Mary Balch, legislative director of the National Right to Life Committee, reports that if Nebraska passes this bill into law, it would be the first state in the union to do so. Six states — Arkansas, Oklahoma, Louisiana, Minnesota, Georgia, and Utah — do have laws requiring that a pregnant mother considering abortion be advised that the procedure could cause pain to the fetus.
Medical opinion is divided on the question of how much pain a preborn baby feels and when the baby begins to feel pain. There is no doubt that the more developed the fetus, the more pain he or she will feel. Although doctors have different opinions of how much pain fetuses feel in the womb, advances in medical technology now allow surgical procedures to be performed on very small fetuses and, when surgery is performed, anesthesia is administered to the preborn patient.
Legislative Bill 1103 provides exceptions to the ban when the abortion is deemed necessary to save the life of the mother or to prevent serious injury or disability to the mother. (The language seems intended to prevent the traditional “psychological harm” which historically has been used to permit abortions in the pre-Roe v. Wade period.)
The bill may also raise an issue about the nature of the fetus. Pro-life supporters generally believe that the fetus is an unborn child and, consequently, that an abortion is a form of homicide.
Does the preborn child (or, to proponents of abortion, the fetus or “viable fetal mass”) have rights at least equal to those of animals? Apparently not in the eyes of many abortion advocates. Laws against cruelty to animals have long had broad support, particularly when the animal is a higher life form that can feel pain. This support has typically included those partisans of abortion rights who are horrified at mistreatment of animals. Although the debate in the Nebraska Legislature has not yet turned on this point, when the underlying issue is the infliction of pain to living creatures, it is certainly possible that this sort of argument may be made.
The threshold for granting rights to non-human creatures has been advancing steadily over the last few decades. Species are protected, if endangered with extinction. Many jurisdictions have law enforcement officers whose principal duty is the investigation and prosecution of animal neglect or abuse cases. The Nebraska bill, if it becomes law, may offer up a new conversation on the issue of abortion.
Then there is the question of torture, which is a violation of the Eighth Amendment. If an anesthetic is required before performing surgery, then can abortion be considered torture, specifically torturing an unborn child to death?

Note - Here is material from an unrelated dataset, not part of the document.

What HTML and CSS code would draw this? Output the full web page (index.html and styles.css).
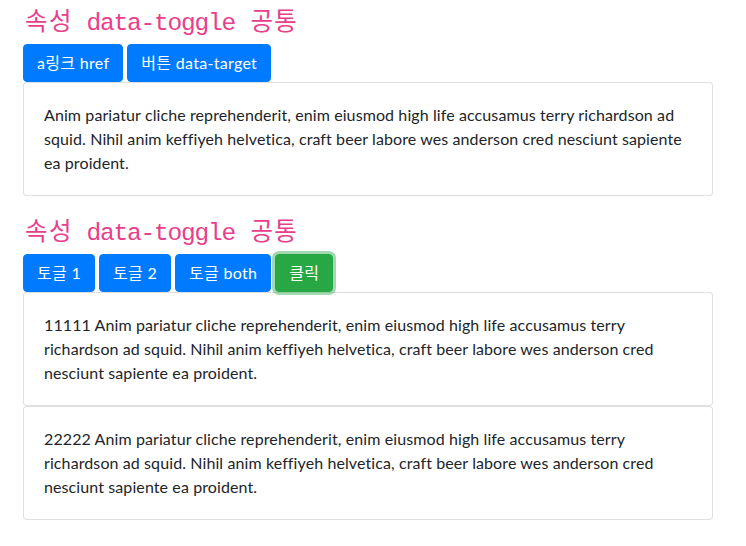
FILE: index.html
```html
<!DOCTYPE html>
<html>
<head>
  <meta charset="UTF-8">
  <title>data-toggle 공통</title>
  <link rel="stylesheet" href="styles.css">
</head>
<body>
  <div class="container">
    <div class="section">
      <h3><code><span class="ko">속성</span> data-toggle <span class="ko">공통</span></code></h3>
      <div class="btn-row">
        <a class="btn btn-primary" href="#demo1">a링크 href</a>
        <button class="btn btn-primary">버튼 data-target</button>
      </div>
      <div class="card">
        <div class="card-body">
          Anim pariatur cliche reprehenderit, enim eiusmod high life accusamus terry richardson ad squid. Nihil anim keffiyeh helvetica, craft beer labore wes anderson cred nesciunt sapiente ea proident.
        </div>
      </div>
    </div>

    <div class="section">
      <h3><code><span class="ko">속성</span> data-toggle <span class="ko">공통</span></code></h3>
      <div class="btn-row">
        <button class="btn btn-primary">토글 1</button>
        <button class="btn btn-primary">토글 2</button>
        <button class="btn btn-primary">토글 both</button>
        <button class="btn btn-success focus">클릭</button>
      </div>
      <div class="card">
        <div class="card-body">
          11111 Anim pariatur cliche reprehenderit, enim eiusmod high life accusamus terry richardson ad squid. Nihil anim keffiyeh helvetica, craft beer labore wes anderson cred nesciunt sapiente ea proident.
        </div>
      </div>
      <div class="card">
        <div class="card-body">
          22222 Anim pariatur cliche reprehenderit, enim eiusmod high life accusamus terry richardson ad squid. Nihil anim keffiyeh helvetica, craft beer labore wes anderson cred nesciunt sapiente ea proident.
        </div>
      </div>
    </div>
  </div>
</body>
</html>
```

FILE: styles.css
```css
body {
  margin: 0;
  font-family: Lato, "Noto Sans CJK KR", sans-serif;
  font-size: 16px;
  line-height: 24px;
  color: #212529;
  background: #fff;
}
.container {
  width: 690px;
  margin-left: 23px;
  padding-top: 2px;
}
.section + .section {
  margin-top: 16px;
}
h3 {
  margin: 0 0 8px;
  padding-top: 10px;
  font-family: "Liberation Mono", "Noto Sans CJK KR", monospace;
  font-size: 24.5px;
  line-height: 24px;
  font-weight: normal;
  letter-spacing: -1.2px;
}
code {
  display: block;
  font-family: inherit;
  color: #e83e8c;
}
.ko {
  letter-spacing: 1.4px;
  margin-left: 2px;
}
.btn-row {
  display: flex;
  gap: 4px;
}
.btn {
  display: inline-block;
  padding: 6px 13px;
  font-family: inherit;
  font-size: 16px;
  line-height: 24px;
  letter-spacing: 0.3px;
  color: #fff;
  border: 1px solid transparent;
  border-radius: 4px;
  text-decoration: none;
  cursor: pointer;
}
.btn-primary {
  background: #007bff;
  border-color: #007bff;
}
.btn-success {
  background: #28a745;
  border-color: #28a745;
}
.btn-success.focus {
  box-shadow: 0 0 0 3px rgba(72, 180, 97, 0.5);
}
.card {
  border: 1px solid rgba(0, 0, 0, 0.125);
  border-radius: 4px;
  background: #fff;
}
.card-body {
  padding: 20px;
  letter-spacing: 0.1px;
}
```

Laws against cruelty to animals, for example, are state laws. Shouldn't preborn human babies deserve at least the same protection from Nebraska and other states. Yet even if such protection were extended to preborn human babies, why should the law stop there? Human beings, after all, are not animals, regardless of whether they are still in the womb. Nevertheless, Nebraska's Fetal Pain Act would reduce the number of abortions performed in that state.